Intel’s Sour Grapes Over $100 Laptop

Nicholas Negroponte wants to get laptop computers to kids throughout the world who do not have computer access today. His means to do so is a $100 laptop which the MIT Media Lab has designed and which various manufacturers and other contributors have lined up to help shepard into existence.
But not everybody is happy about this. Take for example Intel: Wired News: Intel: Poor Want ‘Real’ Computers
The gist of Intel’s remarks is basically that a laptop with a megapixel screen, 500Mhz processor, wi-fi networking, and 1Gb of memory isn’t a “real” computer. After all, processors in desktops these days start around 2Ghz (4x), they run Windows rather than Linux, and they have hard drives. Best of all, about half of them have Intel Inside! (insert bing bing bing bum notes).

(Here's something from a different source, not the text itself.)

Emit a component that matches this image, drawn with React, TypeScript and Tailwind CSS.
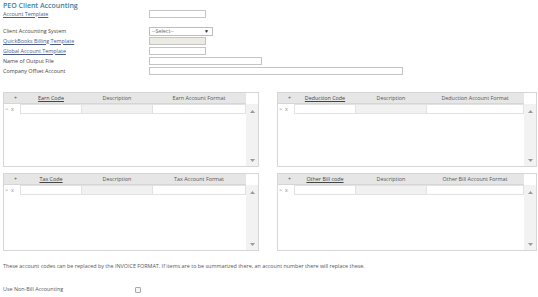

This is about the saddest form of sour grapes I’ve ever seen. Both Apple and Microsoft approached the group about running OS X or Windows rather than Linux because if this succeeds it will obviously be a big boon for Linux. In the course of just a few years, Linux’s share of the world OS market could increase dramatically and it could be second nail in the coffins of these two OS powerhouses (the first nail being the success that Linux has already had in the server environment). But Apple and Microsoft haven’t chosen to make disparaging comments about the project.
But Intel is feeling threatened because not only are their processors not in the laptops but also, their major competitor AMD has signed on as a whole hearted backer of the project and has dumped a couple of million dollars in as well: The $100 Laptop Moves Closer to Reality. Likewise Dell has chimed in with their negative comments, “It’s important that a computer prepare students for the applications they’ll be using after they get out of school.”
What computers are those going to be in developing countries like Thailand, Brazil, Sri Lanka, etc.? The latest Alienware PC, a high end Dell desktop, or what? Are the kids going to turn up their noses at a laptop because it won’t play Quake 3 or because the unit doesn’t include a hard drive to hold their MP3 collection?
In a word, this is malarky. Any box that meets these specs will be ten times what my Palm handheld is, and that is a useful device already. This will have a full sized screen and a real operating system that will handle browsing the web where one connection can be gotten and shared among many students. Editing a paper, sending an email, playing a game, or many other uses. With the USB connections built into the box you can hook it to external storage so the kids can save their work. This is a real computer and real people will be better off when it is available.